Scharfe Kritik an dem neuen Landes-Antidiskriminierungsgesetz (LADG) des rot-rot-grünen Senats üben auch die bürgerlichen Parteien – nicht mehr nur allein die Berliner AfD. Die Abgeordnetenhausfraktionen von FDP und CDU sowie der Bundesinnenminister sprechen unisono von „Generalverdacht“. Horst Seehofer (CSU) nennt das Gesetz gegenüber dem Tagesspiegel „im Grunde einen Wahnsinn“. Die Politik müsse „hinter der Polizei stehen und darf sie nicht unter Generalverdacht stellen“.

Der Freistaat Bayern will nun keine Polizisten mehr in die Hauptstadt entsenden. Bei erwarteten Krawallen der linksradikalen Szene wie am 1. Mai oder zum Teil bei Einsätzen gegen die organisierte Kriminalität erhielt die Berliner Polizei bisher Unterstützung aus anderen Bundesländern. Damit könnte es vorbei sein. Bayerns Innenminister Joachim Herrmann (CSU) läßt den Einsatz seiner Beamten in der Hauptstadt bereits juristisch überprüfen. Verbal geht er noch einen Schritt weiter: „Wir werden nicht zulassen, daß unsere Polizistinnen und Polizisten das offenbar gestörte Verhältnis der Berliner Landesregierung zu ihrer Polizei ausbaden müssen.“

Ähnliches droht der Hauptstadt aus Nordrhein-Westfalen. Die dortige Gewerkschaft der Polizei (GdP) verlangt von Landesinnenminister Herbert Reul (CDU) mit deutlichen Worten, keine Sicherheitskräfte mehr nach Berlin zu schicken. Laut GdP-Landeschef Michael Maatz müßten Polizisten bei Einsätzen, von denen Menschen mit Migrationshintergrund betroffen sind, nun nachweisen, daß ihr Einschreiten in keinem Zusammenhang mit der Herkunft der Täter stehe.

Gesetz ist für den grünen Senator ein „Meilenstein“

Ähnlich äußerten sich nach der Verabschiedung des Gesetzes alle innenpolitischen Sprecher von CDU und CSU in Bund und Ländern.

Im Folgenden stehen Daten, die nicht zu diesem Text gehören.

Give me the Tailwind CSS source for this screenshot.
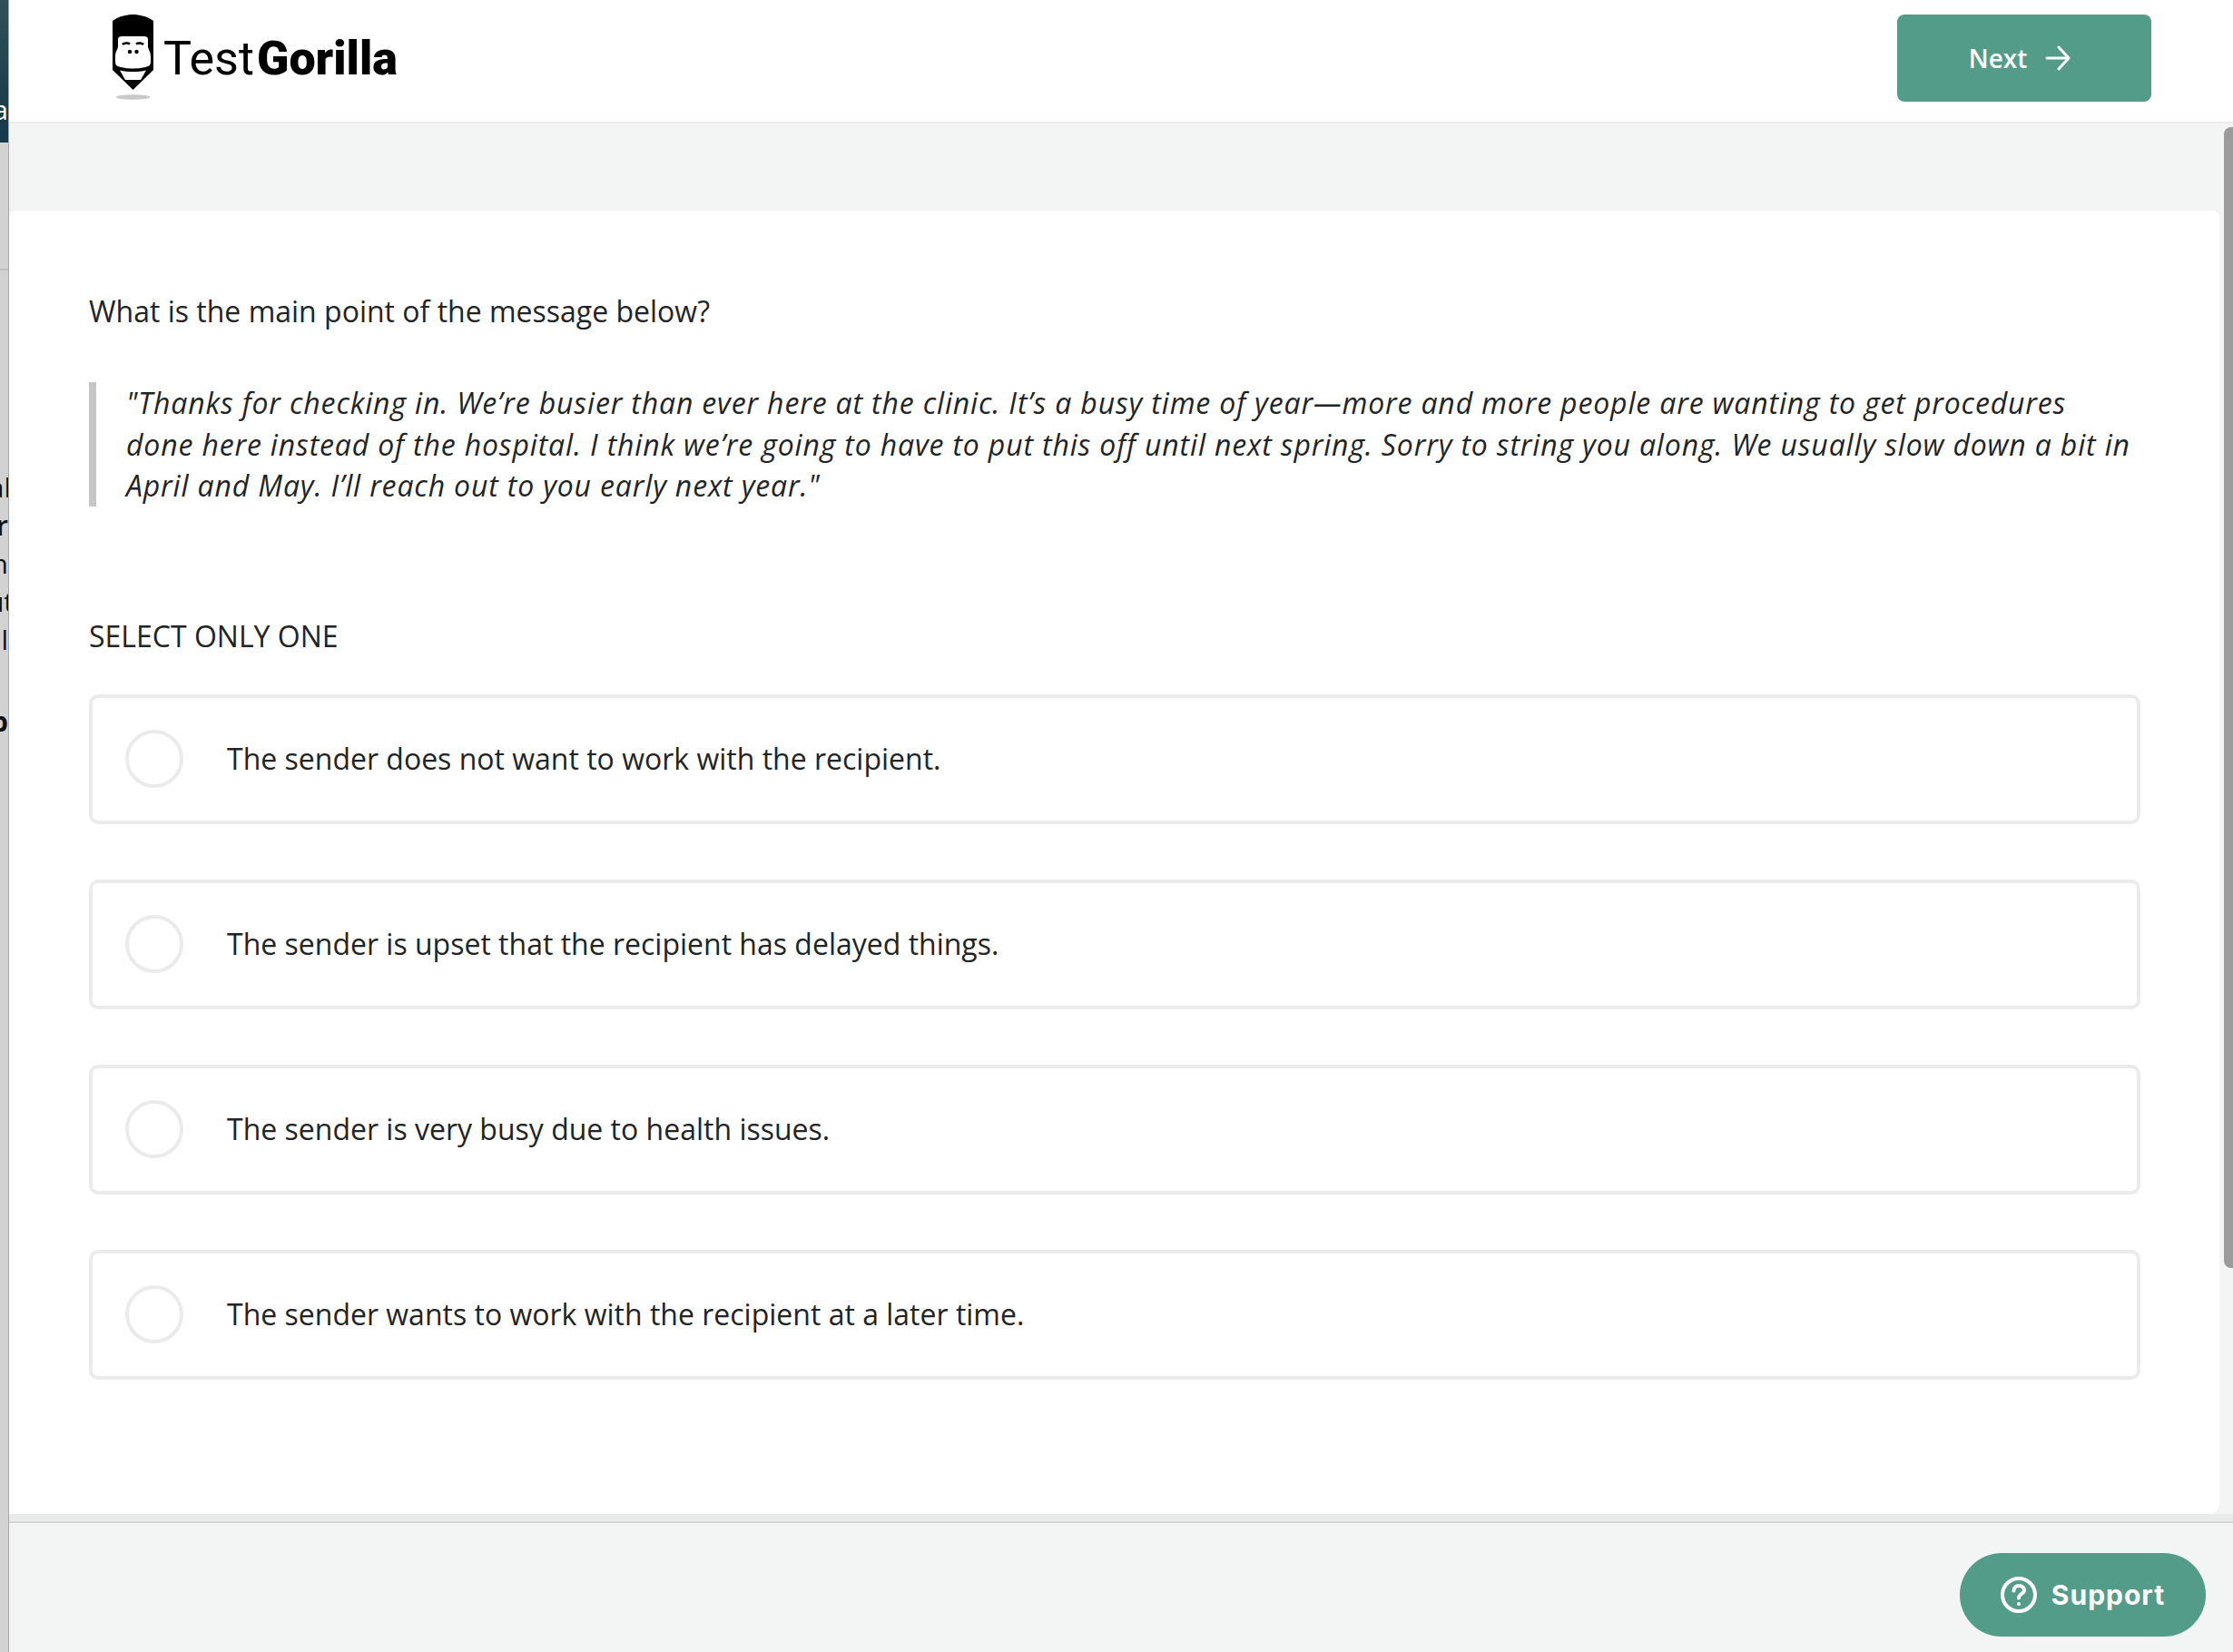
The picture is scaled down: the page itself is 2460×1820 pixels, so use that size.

Sie fordern, vorerst jeden Amtshilfe-Einsatz von Polizisten aus anderen Ländern in der Hauptstadt abzulehnen. Die GdP beschreibt die weitreichenden Konsequenzen für die Durchsetzung von Recht und Gesetz: „Wenn wir verhindern wollen, daß kriminelle Familienclans ganze Stadtteile terrorisieren und Drogenhändler ungestört ihren Geschäften nachgehen können, muß die Polizei verdächtige Personen unabhängig von ihrer Herkunft überprüfen können.“ Doch das sei durch das neue Gesetz „so nicht mehr möglich“. Und weiter: „Polizisten, die gegen Tatverdächtige vorgehen, laufen unmittelbar Gefahr, daß ihr Vorgehen als rechtswidrig eingestuft wird, obwohl sie sich absolut korrekt verhalten haben.“ 

Das LADG war von Berlins grünem Justizsenator Dirk Behrendt initiiert worden. Seine Fraktion, die der SPD und der Linken stimmten ausnahmslos zu. Die AfD setzte trotz der Corona-Regeln, die das ausschließen, eine namentliche Abstimmung durch. Damit wollte die Partei die persönliche Verantwortung der jeweiligen Abgeordneten für die neue Rechtslage dokumentieren. Die FDP kündigte an, das Gesetz mit einer Normenkontrollklage verfassungsrechtlich überprüfen zu lassen.

Justizsenator Behrendt sprach dagegen von einem „Meilenstein“. Das LADG beende eine mehr als zehn Jahre andauernde Diskussion. Er nannte den Beschluß des Abgeordnetenhauses unmittelbar vor der Abstimmung einen „besonderen Moment“. Die Abgeordneten hätten die Chance, „Rechtsgeschichte zu schreiben“. Er sieht Berlin als „Vorreiter“. Behrendt schweben solche Antidiskriminierungsregelungen für alle Länder und den Bund vor. Denn: „Wer diskriminiert wird, hat unsere Unterstützung verdient.“ Eine Beweislastumkehr nannte er „Quatsch“.

Bereits Stunden vor der Verabschiedung hatte die Berliner Grünen-Fraktion vor dem Abgeordnetenhaus das neue Gesetz gefeiert. Es handelte sich um eine unangemeldete Demonstration, die verbotener Weise auch noch innerhalb der Bannmeile stattfand. Berliner Polizisten beendeten die Veranstaltung daher kurz nach ihrem Beginn. Zu diesem Zeitpunkt konnten die Grünen-Parlamentarier, darunter mehrere mit Migrationshintergrund, die Beamten noch nicht wegen Diskriminierung anzeigen, ohne den Vorwurf belegen zu müssen.